YOUR TASK — Pull each line holding "TypeScript" out of the entries below.
▬▬▬▬▬▬▬▬▬▬
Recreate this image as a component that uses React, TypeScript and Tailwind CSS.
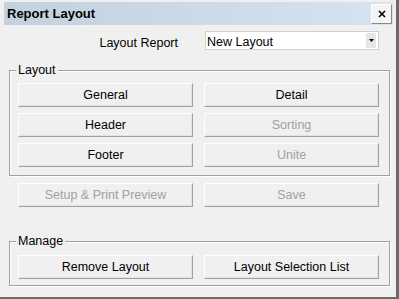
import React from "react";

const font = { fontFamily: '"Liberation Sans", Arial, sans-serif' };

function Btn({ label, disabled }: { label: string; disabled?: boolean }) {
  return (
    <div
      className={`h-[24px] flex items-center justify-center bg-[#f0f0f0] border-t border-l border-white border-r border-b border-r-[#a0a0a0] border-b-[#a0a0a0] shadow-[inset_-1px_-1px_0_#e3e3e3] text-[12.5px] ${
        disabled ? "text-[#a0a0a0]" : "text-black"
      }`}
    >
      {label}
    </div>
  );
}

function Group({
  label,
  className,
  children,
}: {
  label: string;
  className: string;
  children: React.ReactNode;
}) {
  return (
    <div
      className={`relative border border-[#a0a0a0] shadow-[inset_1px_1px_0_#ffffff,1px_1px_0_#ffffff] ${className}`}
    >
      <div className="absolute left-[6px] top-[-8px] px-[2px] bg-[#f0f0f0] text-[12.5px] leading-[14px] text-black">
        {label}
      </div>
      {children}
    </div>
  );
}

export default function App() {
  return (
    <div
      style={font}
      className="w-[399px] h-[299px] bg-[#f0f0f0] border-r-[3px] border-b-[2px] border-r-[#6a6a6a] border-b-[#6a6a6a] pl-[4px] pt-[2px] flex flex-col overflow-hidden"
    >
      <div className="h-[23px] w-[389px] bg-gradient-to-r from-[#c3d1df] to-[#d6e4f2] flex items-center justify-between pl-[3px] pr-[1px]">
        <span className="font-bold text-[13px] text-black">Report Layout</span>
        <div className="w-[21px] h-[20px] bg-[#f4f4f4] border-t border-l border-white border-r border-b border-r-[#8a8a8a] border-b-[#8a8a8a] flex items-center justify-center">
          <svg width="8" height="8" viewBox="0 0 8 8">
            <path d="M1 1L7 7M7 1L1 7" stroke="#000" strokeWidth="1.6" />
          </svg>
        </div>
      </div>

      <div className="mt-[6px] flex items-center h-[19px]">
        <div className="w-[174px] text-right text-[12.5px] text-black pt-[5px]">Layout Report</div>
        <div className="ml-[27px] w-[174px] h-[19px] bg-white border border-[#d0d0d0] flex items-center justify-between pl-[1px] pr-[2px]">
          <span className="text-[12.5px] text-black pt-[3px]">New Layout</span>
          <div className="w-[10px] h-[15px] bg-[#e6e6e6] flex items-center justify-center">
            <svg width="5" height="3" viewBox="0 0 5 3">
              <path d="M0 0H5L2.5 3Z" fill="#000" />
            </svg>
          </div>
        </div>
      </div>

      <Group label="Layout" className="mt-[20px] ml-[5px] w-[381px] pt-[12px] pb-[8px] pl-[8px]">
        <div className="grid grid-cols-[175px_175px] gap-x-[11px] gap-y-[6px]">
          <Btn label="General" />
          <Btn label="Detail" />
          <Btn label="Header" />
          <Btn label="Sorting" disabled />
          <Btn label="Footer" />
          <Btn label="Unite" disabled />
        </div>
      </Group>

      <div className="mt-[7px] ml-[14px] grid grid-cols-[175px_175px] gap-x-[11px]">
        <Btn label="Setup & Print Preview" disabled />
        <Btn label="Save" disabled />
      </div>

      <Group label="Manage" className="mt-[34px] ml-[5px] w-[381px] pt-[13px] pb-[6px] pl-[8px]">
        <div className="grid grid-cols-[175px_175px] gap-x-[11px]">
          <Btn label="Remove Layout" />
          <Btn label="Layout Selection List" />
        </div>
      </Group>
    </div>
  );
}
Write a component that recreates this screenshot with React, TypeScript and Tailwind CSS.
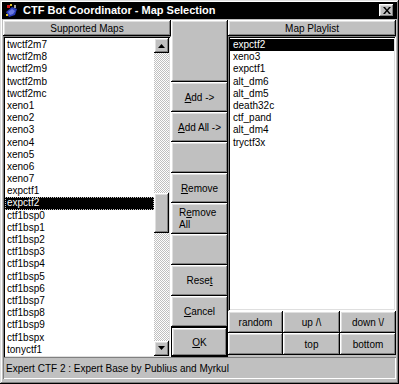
▬▬▬▬▬▬▬▬▬▬
SOLUTION FOR THIS TASK —
Recreate this image as a component that uses React, TypeScript and Tailwind CSS.
Write a component that recreates this screenshot with React, TypeScript and Tailwind CSS.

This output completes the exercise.